Ходишь по палатам со своими игрушками. Хочется найти кого-то, поиграть, поговорить. С маленьким или взрослым — всё равно.

Переступаешь через робость. Иногда выслушиваешь то, что совсем не интересно, или сидишь на посту с медсестрой и смотришь, как она заполняет карты. Просто потому что выбора нет.

Выбор, конечно, есть: вернуться в палату, в тишину, в пустоту. Выходные — детей мало. А может, станет ещё меньше. Я почти весь день молчу.

Я в палате теперь одна, но, наверное, так лучше. Я боюсь жить с другими детьми. Они непредсказуемы.

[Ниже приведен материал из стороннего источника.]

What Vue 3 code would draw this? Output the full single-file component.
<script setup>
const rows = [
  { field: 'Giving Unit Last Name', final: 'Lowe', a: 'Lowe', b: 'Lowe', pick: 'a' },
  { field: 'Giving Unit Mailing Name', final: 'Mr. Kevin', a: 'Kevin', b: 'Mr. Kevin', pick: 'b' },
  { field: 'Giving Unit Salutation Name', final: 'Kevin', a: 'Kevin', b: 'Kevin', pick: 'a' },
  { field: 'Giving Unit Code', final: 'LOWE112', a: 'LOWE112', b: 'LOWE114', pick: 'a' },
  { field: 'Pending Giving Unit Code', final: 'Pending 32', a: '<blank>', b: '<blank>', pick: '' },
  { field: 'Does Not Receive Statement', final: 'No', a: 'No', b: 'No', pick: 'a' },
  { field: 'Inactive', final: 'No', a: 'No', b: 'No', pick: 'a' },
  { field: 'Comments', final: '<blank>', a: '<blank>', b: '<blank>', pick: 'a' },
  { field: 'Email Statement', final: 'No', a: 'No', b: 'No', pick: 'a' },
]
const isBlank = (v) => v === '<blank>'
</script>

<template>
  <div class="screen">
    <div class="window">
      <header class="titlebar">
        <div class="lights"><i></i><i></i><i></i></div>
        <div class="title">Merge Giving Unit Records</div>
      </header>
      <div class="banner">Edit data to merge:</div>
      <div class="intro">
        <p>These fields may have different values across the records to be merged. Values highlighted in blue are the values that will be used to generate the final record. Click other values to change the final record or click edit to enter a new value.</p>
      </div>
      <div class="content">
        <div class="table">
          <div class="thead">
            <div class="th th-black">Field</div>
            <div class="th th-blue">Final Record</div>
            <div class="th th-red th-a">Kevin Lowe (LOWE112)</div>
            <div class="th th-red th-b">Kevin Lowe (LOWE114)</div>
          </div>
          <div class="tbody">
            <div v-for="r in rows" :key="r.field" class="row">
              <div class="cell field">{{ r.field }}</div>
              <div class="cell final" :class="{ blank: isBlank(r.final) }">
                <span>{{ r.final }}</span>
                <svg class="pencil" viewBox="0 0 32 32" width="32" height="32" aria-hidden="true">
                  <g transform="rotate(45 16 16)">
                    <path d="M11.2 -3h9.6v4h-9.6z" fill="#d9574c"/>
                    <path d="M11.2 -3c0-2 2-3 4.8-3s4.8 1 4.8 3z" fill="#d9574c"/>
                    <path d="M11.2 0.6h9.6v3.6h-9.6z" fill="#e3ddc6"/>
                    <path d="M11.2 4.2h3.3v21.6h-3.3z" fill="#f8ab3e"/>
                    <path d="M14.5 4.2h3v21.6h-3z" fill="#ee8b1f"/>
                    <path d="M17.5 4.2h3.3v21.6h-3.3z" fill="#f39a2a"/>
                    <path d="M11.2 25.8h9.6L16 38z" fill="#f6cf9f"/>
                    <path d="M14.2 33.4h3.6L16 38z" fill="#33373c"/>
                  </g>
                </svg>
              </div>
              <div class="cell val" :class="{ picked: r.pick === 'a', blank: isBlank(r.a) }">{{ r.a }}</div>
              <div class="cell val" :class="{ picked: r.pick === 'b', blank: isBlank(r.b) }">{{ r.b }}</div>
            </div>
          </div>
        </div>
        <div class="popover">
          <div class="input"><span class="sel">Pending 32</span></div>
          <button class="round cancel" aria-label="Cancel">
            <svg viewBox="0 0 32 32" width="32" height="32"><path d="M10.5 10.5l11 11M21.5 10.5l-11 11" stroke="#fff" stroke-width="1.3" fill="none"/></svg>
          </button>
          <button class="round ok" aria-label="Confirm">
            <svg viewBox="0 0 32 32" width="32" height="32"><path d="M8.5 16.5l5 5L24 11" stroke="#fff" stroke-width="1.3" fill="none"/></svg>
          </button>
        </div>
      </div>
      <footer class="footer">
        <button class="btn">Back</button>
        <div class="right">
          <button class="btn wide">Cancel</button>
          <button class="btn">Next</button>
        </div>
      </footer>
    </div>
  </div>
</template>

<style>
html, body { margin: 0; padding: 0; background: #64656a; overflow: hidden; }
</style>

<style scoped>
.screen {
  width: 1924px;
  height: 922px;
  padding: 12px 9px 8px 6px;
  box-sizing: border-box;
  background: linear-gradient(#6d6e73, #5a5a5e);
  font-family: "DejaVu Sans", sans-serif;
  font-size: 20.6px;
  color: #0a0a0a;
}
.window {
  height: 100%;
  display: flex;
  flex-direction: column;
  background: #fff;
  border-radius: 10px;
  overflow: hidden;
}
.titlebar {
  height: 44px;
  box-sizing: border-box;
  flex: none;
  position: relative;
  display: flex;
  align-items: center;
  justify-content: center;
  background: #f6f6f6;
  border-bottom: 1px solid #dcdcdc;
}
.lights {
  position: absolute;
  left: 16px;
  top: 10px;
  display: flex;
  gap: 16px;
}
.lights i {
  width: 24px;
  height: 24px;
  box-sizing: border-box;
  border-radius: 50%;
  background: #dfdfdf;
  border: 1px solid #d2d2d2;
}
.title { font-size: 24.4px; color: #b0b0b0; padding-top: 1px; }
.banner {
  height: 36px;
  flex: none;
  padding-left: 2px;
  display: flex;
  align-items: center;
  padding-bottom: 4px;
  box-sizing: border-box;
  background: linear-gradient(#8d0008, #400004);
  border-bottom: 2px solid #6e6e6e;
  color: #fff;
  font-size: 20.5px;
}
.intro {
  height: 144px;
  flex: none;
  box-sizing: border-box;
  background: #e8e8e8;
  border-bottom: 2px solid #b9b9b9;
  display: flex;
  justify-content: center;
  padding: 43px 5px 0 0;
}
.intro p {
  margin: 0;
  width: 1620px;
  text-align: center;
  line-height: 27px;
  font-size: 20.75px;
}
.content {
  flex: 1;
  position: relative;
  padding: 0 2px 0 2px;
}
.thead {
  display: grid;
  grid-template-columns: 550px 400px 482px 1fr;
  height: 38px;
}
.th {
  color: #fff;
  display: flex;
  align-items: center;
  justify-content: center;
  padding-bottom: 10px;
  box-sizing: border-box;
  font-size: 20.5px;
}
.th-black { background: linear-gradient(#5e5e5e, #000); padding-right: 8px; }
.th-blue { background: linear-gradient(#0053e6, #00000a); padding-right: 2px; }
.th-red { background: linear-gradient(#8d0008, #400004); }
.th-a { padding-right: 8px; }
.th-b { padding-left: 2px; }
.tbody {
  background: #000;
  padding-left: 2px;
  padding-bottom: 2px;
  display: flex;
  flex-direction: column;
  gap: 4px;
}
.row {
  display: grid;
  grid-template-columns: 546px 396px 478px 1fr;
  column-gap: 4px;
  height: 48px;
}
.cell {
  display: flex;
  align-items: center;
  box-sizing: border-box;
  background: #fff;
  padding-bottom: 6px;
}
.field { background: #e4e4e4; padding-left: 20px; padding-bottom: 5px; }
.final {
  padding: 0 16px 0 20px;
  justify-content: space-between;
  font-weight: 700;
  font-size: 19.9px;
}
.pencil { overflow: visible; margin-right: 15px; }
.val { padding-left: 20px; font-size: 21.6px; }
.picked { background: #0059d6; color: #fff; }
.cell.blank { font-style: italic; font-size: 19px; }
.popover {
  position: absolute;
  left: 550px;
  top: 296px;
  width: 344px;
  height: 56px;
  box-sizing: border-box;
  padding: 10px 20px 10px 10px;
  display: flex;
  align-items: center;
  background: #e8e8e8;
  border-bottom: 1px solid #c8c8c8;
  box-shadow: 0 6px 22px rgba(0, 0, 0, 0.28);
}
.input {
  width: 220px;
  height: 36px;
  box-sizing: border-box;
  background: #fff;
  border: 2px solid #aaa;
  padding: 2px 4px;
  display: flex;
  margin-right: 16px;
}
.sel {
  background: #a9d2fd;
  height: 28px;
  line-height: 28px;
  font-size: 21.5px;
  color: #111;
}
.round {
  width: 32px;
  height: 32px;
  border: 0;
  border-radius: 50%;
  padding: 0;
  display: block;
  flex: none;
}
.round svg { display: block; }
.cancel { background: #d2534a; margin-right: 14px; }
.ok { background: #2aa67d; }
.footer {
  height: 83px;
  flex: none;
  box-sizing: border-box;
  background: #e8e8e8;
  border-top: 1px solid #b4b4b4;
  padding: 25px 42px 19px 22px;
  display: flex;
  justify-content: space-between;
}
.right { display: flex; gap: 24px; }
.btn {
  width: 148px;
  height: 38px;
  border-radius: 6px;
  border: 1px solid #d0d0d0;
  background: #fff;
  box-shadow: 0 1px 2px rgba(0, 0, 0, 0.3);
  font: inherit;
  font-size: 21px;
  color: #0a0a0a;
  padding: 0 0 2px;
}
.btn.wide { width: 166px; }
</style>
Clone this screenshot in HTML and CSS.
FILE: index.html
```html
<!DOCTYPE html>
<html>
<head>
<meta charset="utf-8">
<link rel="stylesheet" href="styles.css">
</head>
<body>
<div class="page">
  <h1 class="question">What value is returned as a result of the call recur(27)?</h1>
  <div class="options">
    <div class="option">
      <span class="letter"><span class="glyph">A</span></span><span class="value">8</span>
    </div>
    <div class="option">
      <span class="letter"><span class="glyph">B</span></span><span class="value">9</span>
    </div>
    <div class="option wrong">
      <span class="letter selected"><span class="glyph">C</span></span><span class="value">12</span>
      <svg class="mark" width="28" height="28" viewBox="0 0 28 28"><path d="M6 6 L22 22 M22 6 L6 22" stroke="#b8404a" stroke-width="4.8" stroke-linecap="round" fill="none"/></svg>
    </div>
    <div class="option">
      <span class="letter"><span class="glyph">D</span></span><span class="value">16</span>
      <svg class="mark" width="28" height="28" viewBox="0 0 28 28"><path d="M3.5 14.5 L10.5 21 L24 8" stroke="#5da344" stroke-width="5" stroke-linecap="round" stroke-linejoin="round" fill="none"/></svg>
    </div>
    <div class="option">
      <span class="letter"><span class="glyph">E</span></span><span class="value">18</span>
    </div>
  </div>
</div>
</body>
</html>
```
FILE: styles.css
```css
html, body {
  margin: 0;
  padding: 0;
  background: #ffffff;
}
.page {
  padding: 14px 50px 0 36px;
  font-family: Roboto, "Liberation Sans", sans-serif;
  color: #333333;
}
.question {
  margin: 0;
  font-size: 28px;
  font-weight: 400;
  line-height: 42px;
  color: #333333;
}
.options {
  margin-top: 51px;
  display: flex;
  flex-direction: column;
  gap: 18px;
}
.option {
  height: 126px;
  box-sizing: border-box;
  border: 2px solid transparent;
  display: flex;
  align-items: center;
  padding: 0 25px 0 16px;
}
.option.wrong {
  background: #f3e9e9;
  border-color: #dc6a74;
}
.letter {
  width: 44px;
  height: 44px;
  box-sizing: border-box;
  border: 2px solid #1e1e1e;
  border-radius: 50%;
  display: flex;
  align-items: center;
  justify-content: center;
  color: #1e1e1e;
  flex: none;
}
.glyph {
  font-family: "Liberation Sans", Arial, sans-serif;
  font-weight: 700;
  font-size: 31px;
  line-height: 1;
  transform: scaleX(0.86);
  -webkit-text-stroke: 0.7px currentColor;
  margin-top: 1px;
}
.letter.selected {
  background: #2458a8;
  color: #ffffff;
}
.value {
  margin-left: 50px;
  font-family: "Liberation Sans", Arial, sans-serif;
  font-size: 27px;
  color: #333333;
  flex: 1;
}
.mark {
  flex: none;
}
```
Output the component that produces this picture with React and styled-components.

Одна девочка бросала мяч об стену, пока я лежала под капельницей. Мяч летал надо мной. Я почти онемела от страха, представляя, что будет, если она заденет стойку и иголка выдернется из вены. Девочка не понимала по-русски, а может, не хотела понимать. Я тихонько плакала, пытаясь смириться с тем, что может случиться. Ожидание боли выматывало бесконечностью. Её мама, навещая дочку, угощала меня мятыми сочными грушами. Мне не нравилась ни девочка, ни мама, ни эти груши. Я ничего не хотела у них брать, не хотела их видеть и слышать. Я хотела, чтобы её забрали домой и чтобы меня забрали домой.

Когда могла, выходила в коридор. Пол здесь был гладкий, серый и блестящий. Мне хотелось по нему скользить, как фигуристы на льду. Но попадались заломы и царапины. Да и медсёстры делали замечание. Когда я возвращалась в палату, иногда находила на подушке прозрачный пакет с грушами, но чаще — таракана под одеялом.

Следующая соседка по палате храпела. Я будила её, но она засыпала быстрее меня. Ночью меня вырвало от этих звуков и недосыпа прямо в коридоре — я не успела дойти до туалета. Медсестра услышала, проснулась и убрала за мной, а утром нас расселили.

В нашем отделении жил ребёнок, который украл мои фломастеры. Никто не признался.

Моё сознание отказывалось верить, что кто-то может прийти в палату и забрать из моей тумбочки что-то моё. И я убедила себя, что никаких фломастеров не было.

Я была в каком-то отчаянии. Мама в один из приездов тихо сказала, что бабушки больше нет, она умерла. Я была так накачана лекарствами, что восприняла эту новость как через вату. Не могла собрать образ бабушки, которая жила в соседней квартире и каждый день приходила к нам в гости. Не могла разбудить никаких чувств. Образ распадался, в теле было равнодушие ко всему. Мне казалось, что я в больнице уже много лет.

Я перестала цепляться за внешний мир, перестала искать помощь на стороне. Начала строить внутренние опоры. Стала замкнутой и полюбила одиночество. В восемь лет.

В любом возрасте страшно быть зависимым от обстоятельств.

Страшно не уметь себя защитить.

Но можно адаптироваться. Потерпеть.

Не дать себе утонуть, выкладывая спасательные дощечки.

Та гречка с молоком была одной из них. Она помогала мне ждать, пережидать то, что я не могу изменить.

Спустя тридцать лет я уже не помню, кто мне ставил капельницы. Не помню имён врачей и названий процедур.

Но я помню кашу.

Потому что она была не про диагнозы, а про то, что в середине самого страшного всегда остаётся что-то светлое, что помогает держаться на плаву, чтобы не сломаться.